:: Written exercise ::
Reply with one number: the count of lines in the listing that contain the string "React".

:: Provided material ::
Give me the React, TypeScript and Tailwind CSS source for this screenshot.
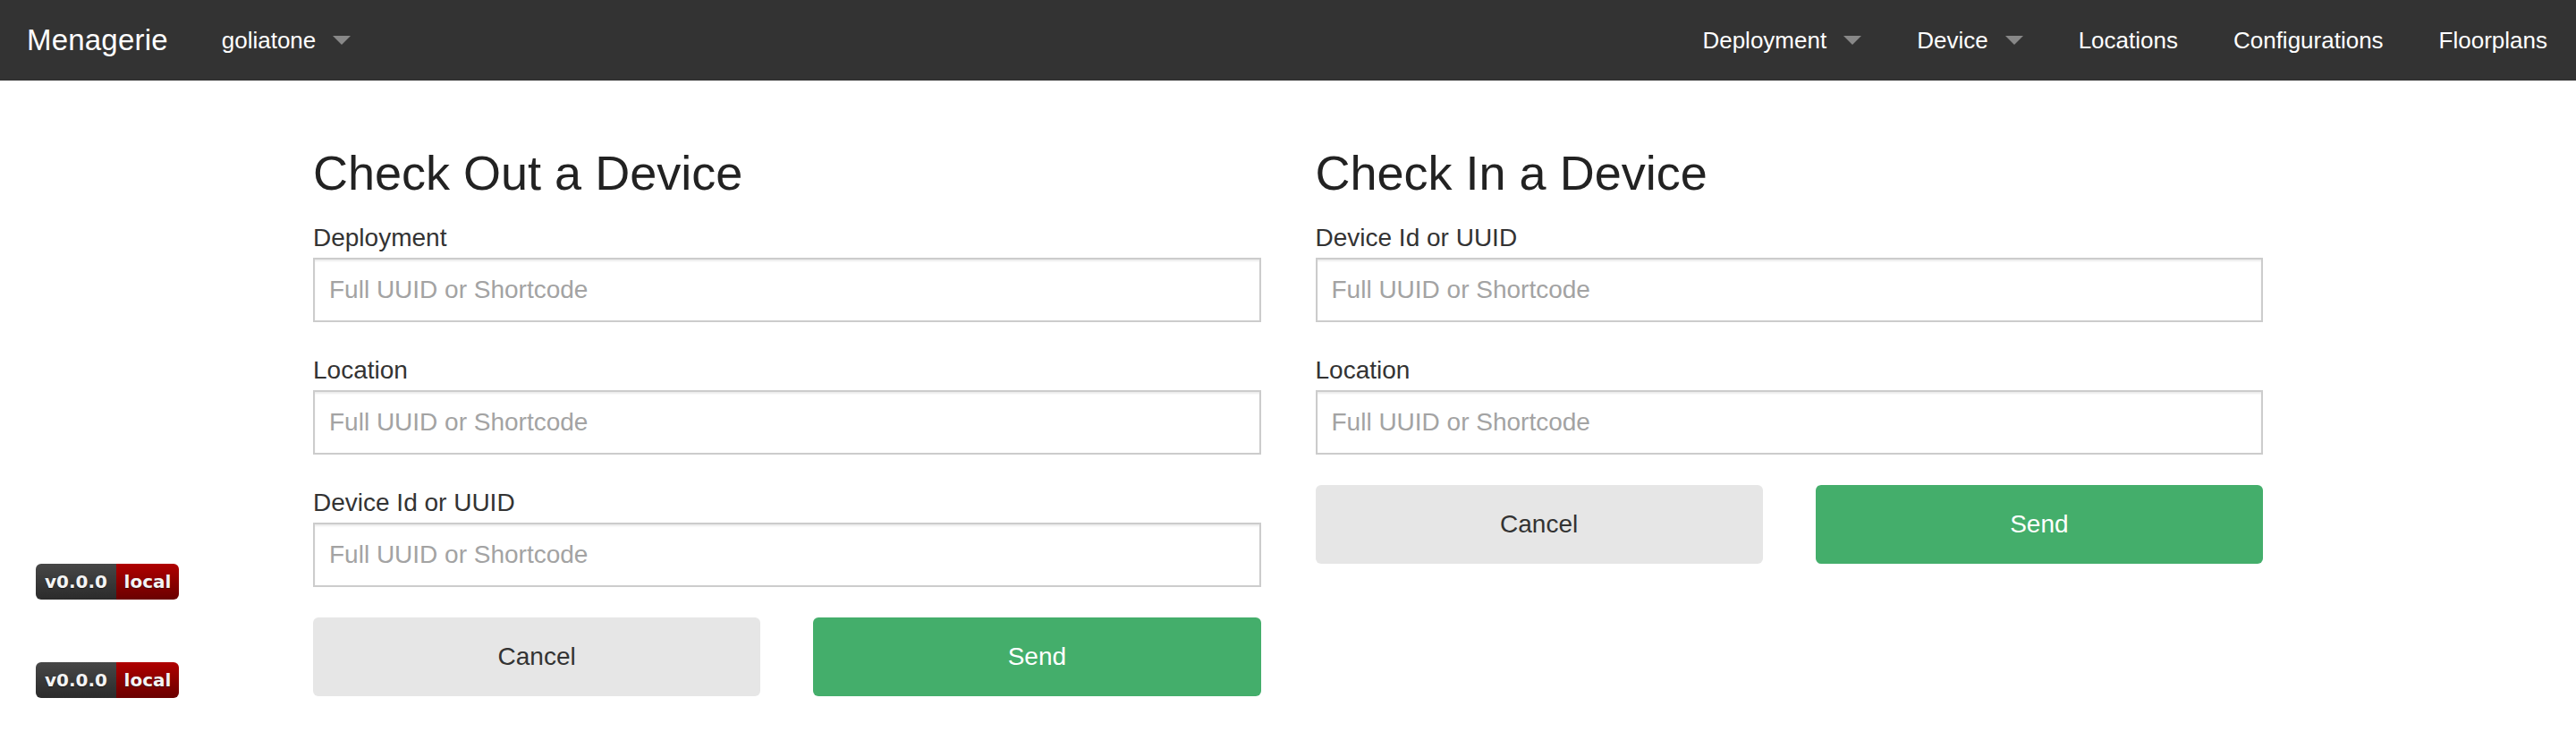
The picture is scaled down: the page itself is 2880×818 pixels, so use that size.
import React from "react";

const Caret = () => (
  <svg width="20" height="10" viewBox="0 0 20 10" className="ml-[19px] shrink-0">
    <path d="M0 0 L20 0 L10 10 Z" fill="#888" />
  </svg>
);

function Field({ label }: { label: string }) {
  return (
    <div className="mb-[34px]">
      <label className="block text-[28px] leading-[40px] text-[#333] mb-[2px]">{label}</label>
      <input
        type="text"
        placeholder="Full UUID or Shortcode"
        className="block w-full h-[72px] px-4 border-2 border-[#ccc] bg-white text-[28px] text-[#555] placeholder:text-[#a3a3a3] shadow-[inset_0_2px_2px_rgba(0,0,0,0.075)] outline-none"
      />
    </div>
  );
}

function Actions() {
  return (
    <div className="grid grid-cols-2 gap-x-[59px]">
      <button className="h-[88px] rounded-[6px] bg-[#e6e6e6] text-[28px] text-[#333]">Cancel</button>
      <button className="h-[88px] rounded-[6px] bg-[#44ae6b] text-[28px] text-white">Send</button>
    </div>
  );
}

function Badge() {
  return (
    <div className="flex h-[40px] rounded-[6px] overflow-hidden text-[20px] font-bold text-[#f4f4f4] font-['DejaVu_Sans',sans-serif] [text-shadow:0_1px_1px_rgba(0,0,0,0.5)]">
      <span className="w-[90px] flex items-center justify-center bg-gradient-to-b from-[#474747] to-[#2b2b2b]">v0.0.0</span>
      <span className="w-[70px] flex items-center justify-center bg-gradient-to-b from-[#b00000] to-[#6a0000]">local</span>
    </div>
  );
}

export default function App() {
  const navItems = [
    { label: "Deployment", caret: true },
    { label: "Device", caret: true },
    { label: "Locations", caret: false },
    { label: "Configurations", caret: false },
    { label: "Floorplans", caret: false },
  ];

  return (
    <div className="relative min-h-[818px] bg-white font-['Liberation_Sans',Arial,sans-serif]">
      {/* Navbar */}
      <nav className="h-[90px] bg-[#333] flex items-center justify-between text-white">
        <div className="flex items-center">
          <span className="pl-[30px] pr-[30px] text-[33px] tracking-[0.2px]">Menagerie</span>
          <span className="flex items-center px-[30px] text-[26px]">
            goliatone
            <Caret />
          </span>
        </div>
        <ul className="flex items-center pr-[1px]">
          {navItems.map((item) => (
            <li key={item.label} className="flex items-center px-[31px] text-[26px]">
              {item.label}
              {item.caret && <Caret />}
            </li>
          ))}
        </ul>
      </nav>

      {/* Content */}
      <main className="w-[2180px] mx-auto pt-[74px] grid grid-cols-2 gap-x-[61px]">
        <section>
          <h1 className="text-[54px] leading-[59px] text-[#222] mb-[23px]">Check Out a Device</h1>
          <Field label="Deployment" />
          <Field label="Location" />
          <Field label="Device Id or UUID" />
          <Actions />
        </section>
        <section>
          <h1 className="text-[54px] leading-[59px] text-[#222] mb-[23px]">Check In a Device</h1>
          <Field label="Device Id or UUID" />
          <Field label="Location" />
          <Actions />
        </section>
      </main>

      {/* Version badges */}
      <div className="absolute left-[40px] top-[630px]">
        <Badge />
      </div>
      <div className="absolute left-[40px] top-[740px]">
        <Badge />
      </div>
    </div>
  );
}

:: Answer for the task ::
2